= Ugnė Karvelis =

Ugnė Karvelis (13 June 1935 - 4 March 2002, in Paris, France) was a writer, a translator and a member of the UNESCO Executive Board from 1997 to 2002.

== Biography ==
Karvelis was born in Noreikiškės, Kaunas district on 13 June 1935, to Lithuanian politician Petras Karvelis (1925-1929 Foreign Minister of Lithuania) and Veronika Bakštytė, a cultural activist. Following the 1940 incorporation of Lithuanie into the Soviet Union, the Karvelis family emigrated to Germany in 1944.

In 1940, Karvelis enrolled in Sacre Coeur, a private school in Berlin. She continued her studies at Kaunas Aušra Gymnasium (1943-1944) and Tübingen French school (1945-1950). Karvelis studied at the Sorbonne (1951-1952) and then in the international relations department at Institut d’Etudes Politiques de Paris from 1952 to 1956. Karvelis furthered her studies overseas at Columbia University in New York in the history and economics departments from 1957 to 1958.

In 1955. Karvelis began working for Express magazine in the international relations department. From 1959 to 1983, she worked as a publisher and editor for Editions Gallimard, beginning as an international department manager, and later managing the Latin America, Spain, Portugal and Eastern Europe departments. Thanks to her, many renowned writers such as Julio Cortázar (her partner between 1967 and 1970), Pablo Neruda, and Octavio Paz were published in France. Karvelis also worked as a literary critic publishing in Le Figaro and Le Monde.

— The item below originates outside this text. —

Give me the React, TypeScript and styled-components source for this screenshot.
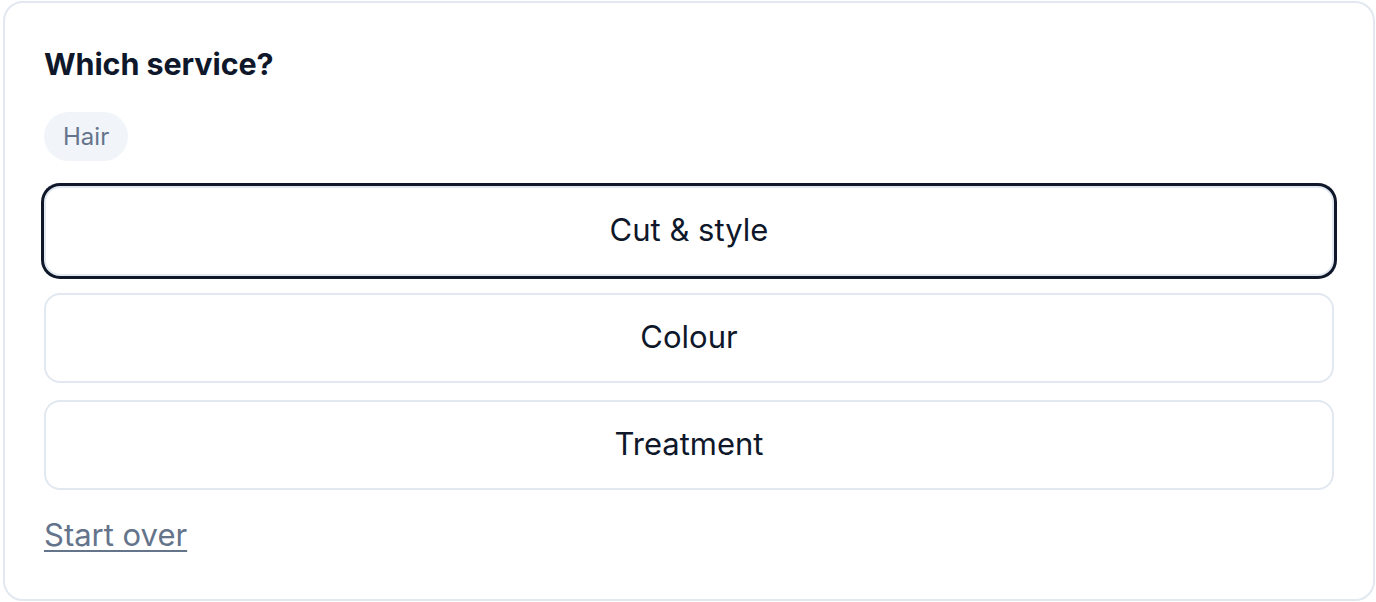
import React, { useState } from "react";
import styled, { createGlobalStyle } from "styled-components";

const GlobalStyle = createGlobalStyle`
  * { box-sizing: border-box; }
  html, body { margin: 0; padding: 0; background: #ffffff; }
  body { font-family: Inter, "Noto Sans", "Liberation Sans", sans-serif; }
`;

const Page = styled.div`
  padding: 1px 1px 1px 3px;
`;

const Card = styled.section`
  height: 600px;
  border: 2px solid #e2e8f0;
  border-radius: 20px;
  background: #ffffff;
  padding: 41px 39px 0 39px;
  display: flex;
  flex-direction: column;
  align-items: flex-start;
`;

const Title = styled.h2`
  margin: 0;
  font-size: 30.5px;
  line-height: 40px;
  font-weight: 700;
  color: #0f172a;
  letter-spacing: -0.1px;
`;

const Chip = styled.span`
  margin-top: 28px;
  display: inline-flex;
  align-items: center;
  height: 49px;
  padding: 0 19px;
  border-radius: 999px;
  background: #f1f5f9;
  color: #64748b;
  font-size: 24px;
  line-height: 29px;
`;

const Options = styled.div`
  margin-top: 25px;
  width: 100%;
  display: flex;
  flex-direction: column;
  gap: 17px;
`;

const Option = styled.button<{ $selected: boolean }>`
  height: 90px;
  width: 100%;
  border: 2px solid #e2e8f0;
  border-radius: 16px;
  background: #ffffff;
  color: #0f172a;
  font-family: inherit;
  font-size: 31px;
  line-height: 36px;
  font-weight: 400;
  cursor: pointer;
  box-shadow: ${(p) => (p.$selected ? "0 0 0 3px #0f172a" : "none")};
  padding: 0 0 2px 0;
`;

const StartOver = styled.a`
  margin-top: 26px;
  font-size: 31px;
  line-height: 38px;
  color: #64748b;
  text-decoration: underline;
  text-underline-offset: 4px;
  text-decoration-thickness: 2px;
  cursor: pointer;
`;

const services = ["Cut & style", "Colour", "Treatment"];

export default function App() {
  const [selected, setSelected] = useState(0);
  return (
    <>
      <GlobalStyle />
      <Page>
        <Card>
          <Title>Which service?</Title>
          <Chip>Hair</Chip>
          <Options>
            {services.map((s, i) => (
              <Option key={s} $selected={i === selected} onClick={() => setSelected(i)}>
                {s}
              </Option>
            ))}
          </Options>
          <StartOver>Start over</StartOver>
        </Card>
      </Page>
    </>
  );
}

In 1988, Karvelis visited Lithuania and in 1991 helped Lithuania to join UNESCO. In 1993 she became Lithuania's permanent delegate to UNESCO.

In 1991, Karvelis directed two documentary movies about Lithuania.

She translated many Lithuanian authors into French, most notably novels by Saulius Tomas Kondrotas (Gaze of the Viper Žalčio žvilgsnis)), Ričardas Gavelis, Bitė Vilimaitė, and Jurga Ivanauskaitė. She translated classic poems by Kristijonas Donelaitis, Maironis, Balys Sruoga, Salomėja Nėris, Vincas Mykolaitis-Putinas, and Jonas Aistis. Additionally she translated poems by modern authors: Marcelijus Martinaitis (Passerelle de nuages Debesų lieptais), Eduardas Mieželaitis, Justinas Marcinkevičius, Sigitas Geda, Antanas A. Jonynas, Gintaras Patackas, and Almis Grybauskas among others.

== Works of note ==
- Demain, il n'y aura plus de trains, 1991, novel (Traukinių daugiau nebus, 1997).